Fair Dealing Guidelines for Students

Fair Dealing Guidance for Students

 This  document  provides  guidance  for  students  on  the  fair  dealing  exemption  to  copyright infringement.

 6.03 .1 Copyright Infringement and Exemptions

 It is an infringement of copyright to copy all or a substantial part[1] of a copyright-protected work or to communicate all or a substantial part of a copyright-protected work to the public[2] by telecommunication without the consent of the holder of the copyright, unless copying or communicating the work falls within an exemption from copyright infringement. One of the main exemptions is the fair dealing exemption.

 The university does not condone copyright infringement by students. Students who copy or communicate copyright-protected works should either obtain the permission of the copyright owner  or  be  satisfied  that  copying  or  communicating  the  works  falls  within  one  of  the exemptions in the Copyright Act. The university is not liable for any infringing copies made or communicated by students including such copies made or communicated using copiers or scanners made available by the university.

 6.03.2  The Fair Dealing Exemption

 The fair dealing exemption in the Copyright Act (sections 29, 29.1 and 29.2) provides that fair dealing with a copyright-protected work for one of the following eight purposes: research, private study, criticism, review, news reporting, education, satire or parody, does not infringe copyright. Any fair dealing for the purpose of news reporting, criticism or review must however mention the source and, if given in the source, the name of the author or creator of the work.

 Depending on the circumstances, a student may copy or communicate an extract of a copyright-protected work under the fair dealing exemption without the permission of the copyright holder and without infringing copyright.

 6.03 .3  The Fair Dealing Policy

 The university has adopted the Fair Dealing Policy for Universities (“Fair Dealing Policy”).  The policy permits faculty members, instructors and staff members to communicate and reproduce short excerpts of copyright-protected works for specified purposes without infringing copyright. The Fair Dealing Policy applies to students only to the extent that a student is an employee of the university, e.g., acting as a teaching assistant or instructor. A student who is not acting as an employee of the university may look to the policy as a general guideline on how the fair dealing exemption can be applied to his or her copying. A copy of the Fair Dealing Policy can be found here.

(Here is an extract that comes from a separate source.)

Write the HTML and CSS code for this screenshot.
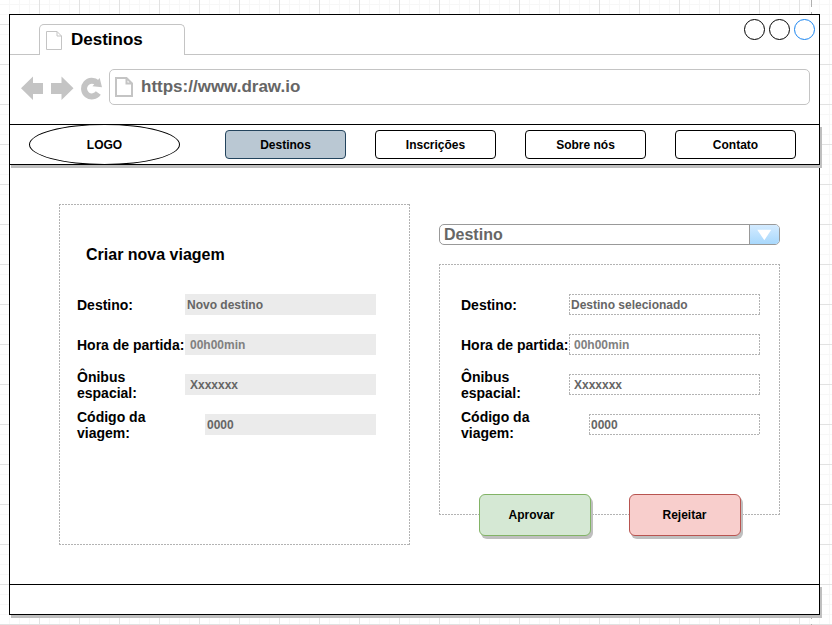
FILE: index.html
```html
<!DOCTYPE html>
<html lang="pt-BR">
<head>
<meta charset="utf-8">
<title>Destinos</title>
<link rel="stylesheet" href="styles.css">
</head>
<body>
<div class="window">
  <header class="titlebar">
    <div class="tab">
      <svg class="tab-icon" width="18" height="21" viewBox="0 0 18 21" aria-hidden="true"><path d="M1.500 1.500H12L16.500 6V19.500H1.500ZM12 1.500V6H16.500" /></svg>
      <span>Destinos</span>
    </div>
    <div class="controls">
      <button class="dot" aria-label="Minimizar"></button>
      <button class="dot" aria-label="Maximizar"></button>
      <button class="dot dot-close" aria-label="Fechar"></button>
    </div>
  </header>
  <div class="toolbar">
    <button class="tool" aria-label="Voltar"><svg width="23" height="26" viewBox="0 0 23 26"><path d="M0 14.300L12 2.500V9H22V20H12V26Z"/></svg></button>
    <button class="tool" aria-label="Avançar"><svg width="23" height="26" viewBox="0 0 23 26"><path d="M22.500 14.300L10.500 2.500V9H0V20H10.500V26Z"/></svg></button>
    <button class="tool" aria-label="Recarregar"><svg width="21" height="26" viewBox="0 0 21 26"><path class="ring" d="M17.300 19A7.800 7.800 0 1 1 16.300 9"/><path d="M18.700 4L21 13.300L11.500 12.200Z"/></svg></button>
    <label class="address">
      <svg width="20" height="22" viewBox="0 0 20 22" aria-hidden="true"><path d="M2 2H12.500L18 7.500V20H2ZM12.500 2V7.500H18"/></svg>
      <input type="text" value="https://www.draw.io" aria-label="Endereço">
    </label>
  </div>
  <nav class="nav">
    <a class="logo" href="#">LOGO</a>
    <div class="links">
      <a class="link active" href="#">Destinos</a>
      <a class="link" href="#">Inscrições</a>
      <a class="link" href="#">Sobre nós</a>
      <a class="link" href="#">Contato</a>
    </div>
  </nav>
  <main class="main">
    <form class="panel create">
      <h1>Criar nova viagem</h1>
      <div class="rows filled">
        <div class="row"><label for="n-dest">Destino:</label><input id="n-dest" value="Novo destino"></div>
        <div class="row"><label for="n-hora">Hora de partida:</label><input class="indent light" id="n-hora" value="00h00min"></div>
        <div class="row"><label for="n-bus">Ônibus espacial:</label><input class="indent" id="n-bus" value="Xxxxxxx"></div>
        <div class="row"><label for="n-cod">Código da viagem:</label><input class="short" id="n-cod" value="0000"></div>
      </div>
    </form>
    <form class="review">
      <div class="picker">
        <select aria-label="Destino"><option>Destino</option></select>
        <svg class="arrow" width="30" height="19" viewBox="0 0 30 19" aria-hidden="true"><path d="M7.500 4.500H22L14.800 15.500Z"/></svg>
      </div>
      <div class="panel details">
        <div class="rows">
          <div class="row"><label for="s-dest">Destino:</label><input id="s-dest" value="Destino selecionado"></div>
          <div class="row"><label for="s-hora">Hora de partida:</label><input class="indent light" id="s-hora" value="00h00min"></div>
          <div class="row"><label for="s-bus">Ônibus espacial:</label><input class="indent" id="s-bus" value="Xxxxxxx"></div>
          <div class="row"><label for="s-cod">Código da viagem:</label><input class="short" id="s-cod" value="0000"></div>
        </div>
      </div>
      <div class="actions">
        <button type="button" class="approve">Aprovar</button>
        <button type="button" class="reject">Rejeitar</button>
      </div>
    </form>
  </main>
  <footer class="footer"></footer>
</div>
</body>
</html>
```
FILE: styles.css
```css
* { box-sizing: border-box; }

html {
  min-height: 100%;
  background-color: #fff;
  background-image:
    repeating-linear-gradient(#b0b0b0 0 7px, transparent 7px 12px),
    linear-gradient(90deg, #e2e2e2 1px, transparent 1px),
    linear-gradient(#e2e2e2 1px, transparent 1px),
    linear-gradient(90deg, #f7f7f7 1px, transparent 1px),
    linear-gradient(#f7f7f7 1px, transparent 1px);
  background-size: 1px 100%, 40px 40px, 40px 40px, 10px 10px, 10px 10px;
  background-position: right 20px top 0, 39px 24px, 39px 24px, 9px 4px, 9px 4px;
  background-repeat: no-repeat, repeat, repeat, repeat, repeat;
}

body {
  margin: 0;
  padding: 14px 12px 10px 9px;
  font: bold 12px/16px "Liberation Sans", Arial, sans-serif;
  color: #000;
}

button, input, select { font: inherit; color: inherit; margin: 0; padding: 0; }
a { color: inherit; text-decoration: none; }

.window { background: #fff; border: 1px solid #000; border-bottom: 0; }

/* Browser chrome */
.titlebar { display: flex; align-items: flex-end; height: 40px; }
.titlebar::before { content: ""; width: 29px; border-bottom: 1px solid #c4c4c4; }
.tab {
  display: flex;
  align-items: center;
  gap: 8px;
  width: 146px;
  height: 31px;
  padding-left: 5px;
  border: 1px solid #c4c4c4;
  border-bottom: 0;
  border-radius: 5px 5px 0 0;
  font-size: 17px;
}
.tab-icon { fill: none; stroke: #c4c4c4; }
.controls {
  flex: 1;
  align-self: stretch;
  display: flex;
  justify-content: flex-end;
  gap: 4px;
  padding: 4px 4px 0 0;
  border-bottom: 1px solid #c4c4c4;
}
.dot { width: 21px; height: 21px; border: 1px solid #000; border-radius: 50%; background: none; }
.dot-close { border-color: #1a85f0; }

.toolbar { display: flex; align-items: center; gap: 7px; padding: 14px 9px 19px 11px; }
.tool { display: flex; border: 0; background: none; fill: #c4c4c4; }
.ring { fill: none; stroke: #c4c4c4; stroke-width: 6; }
.address {
  flex: 1;
  display: flex;
  align-items: center;
  gap: 7px;
  height: 36px;
  padding-left: 4px;
  border: 1px solid #c4c4c4;
  border-radius: 5px;
  font-size: 17px;
}
.address svg { fill: none; stroke: #c4c4c4; stroke-width: 2; }
.address input { flex: 1; min-width: 0; border: 0; outline: 0; background: none; color: #666; }

/* Site navigation */
.nav {
  display: flex;
  align-items: center;
  gap: 45px;
  height: 41px;
  margin: 0 -1px;
  padding: 0 23px 0 19px;
  border: 1px solid #000;
  background: #fff;
  box-shadow: 2px 3px 0 #bfbfbf;
}
.logo {
  display: grid;
  place-items: center;
  width: 151px;
  height: 41px;
  border: 1px solid #000;
  border-radius: 50%;
}
.links { flex: 1; display: flex; gap: 29px; }
.link {
  flex: 1;
  display: grid;
  place-items: center;
  height: 29px;
  border: 1px solid #000;
  border-radius: 4px;
}
.active { background: #bac8d3; border-color: #23445d; }

/* Content */
.main { display: grid; grid-template-columns: 351fr 341fr; gap: 29px; padding: 39px 39px 39px 49px; }

.panel, .rows:not(.filled) input {
  --h: repeating-linear-gradient(90deg, #b3b3b3 0 2px, transparent 2px 3px);
  --v: repeating-linear-gradient(#b3b3b3 0 2px, transparent 2px 3px);
  background:
    var(--h) top / 100% 1px no-repeat,
    var(--h) bottom / 100% 1px no-repeat,
    var(--v) left / 1px 100% no-repeat,
    var(--v) right / 1px 100% no-repeat;
}
.create { padding: 30px 34px 30px 18px; }
h1 { margin: 0 0 18px; padding-left: 9px; font-size: 16px; line-height: 42px; }

.rows { display: grid; gap: 19px; }
.row { display: flex; align-items: center; height: 21px; }
.row label { flex: none; width: 108px; font-size: 14px; }
.row input {
  flex: 1;
  min-width: 0;
  height: 21px;
  padding-left: 2px;
  border: 0;
  border-radius: 0;
  color: #666;
}
.filled input { background: #ebebeb; }
.row .indent { padding-left: 5px; }
.row .light { color: #808080; }
.row .short { margin-left: 20px; }

.review { padding: 20px 0 9px; }
.picker { position: relative; margin-bottom: 19px; }
.picker select {
  display: block;
  appearance: none;
  width: 100%;
  height: 21px;
  padding-left: 4px;
  border: 1px solid #999;
  border-radius: 5px;
  background: #fff;
  color: #666;
  font-size: 16px;
  line-height: 19px;
}
.arrow {
  position: absolute;
  top: 1px;
  right: 1px;
  border-left: 1px solid #999;
  border-radius: 0 4px 4px 0;
  background: linear-gradient(#d4ebff, #a8d8fc);
  fill: #fff;
  pointer-events: none;
}
.details { padding: 30px 20px 80px 22px; }

.actions { display: flex; justify-content: center; gap: 38px; margin-top: -21px; }
.actions button {
  width: 112px;
  height: 42px;
  border: 1px solid;
  border-radius: 6px;
  box-shadow: 2px 3px 0 #bfbfbf;
}
.actions .approve { padding-right: 6px; background: #d5e8d4; border-color: #82b366; }
.actions .reject { background: #f8cecc; border-color: #b85450; }

.footer {
  height: 31px;
  margin: 0 -1px;
  border: 1px solid #000;
  background: #fff;
  box-shadow: 2px 3px 0 #bfbfbf;
}
```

 Definition of Short Excerpt

 The Fair Dealing Policy defines a short excerpt as follows: A short excerpt means:

(a)       up  to  10%  of  a  copyright-protected  work  (including  a  literary work, musical score, sound recording, and an audiovisual work)

 (b)       one chapter from a book

 (c)       a single article from a periodical

 (d)      an entire artistic work (including a painting, print, photograph, diagram, drawing, map, chart, and plan) from a copyright-protected work containing other artistic works

 (e)    an entire newspaper article or page

 (f)     an entire single poem or musical score from a copyright-protected work containing other poems or musical scores

(g)      an entire entry from an encyclopedia, annotated bibliography, dictionary or similar reference work provided that in each case, no more of the work is copied than is required in order to achieve the allowable purpose.

 For information regarding the Fair Dealing Policy and Canada’s copyright law, contact the copyright officer .


[1] For a discussion of what constitutes a substantial part of a copyright-protected work see the Fair Dealing Policy for Universities: General Application to be found here .

[2] In general, a communication is to the public if the recipients are not restricted to individuals that are purely in a domestic relationship.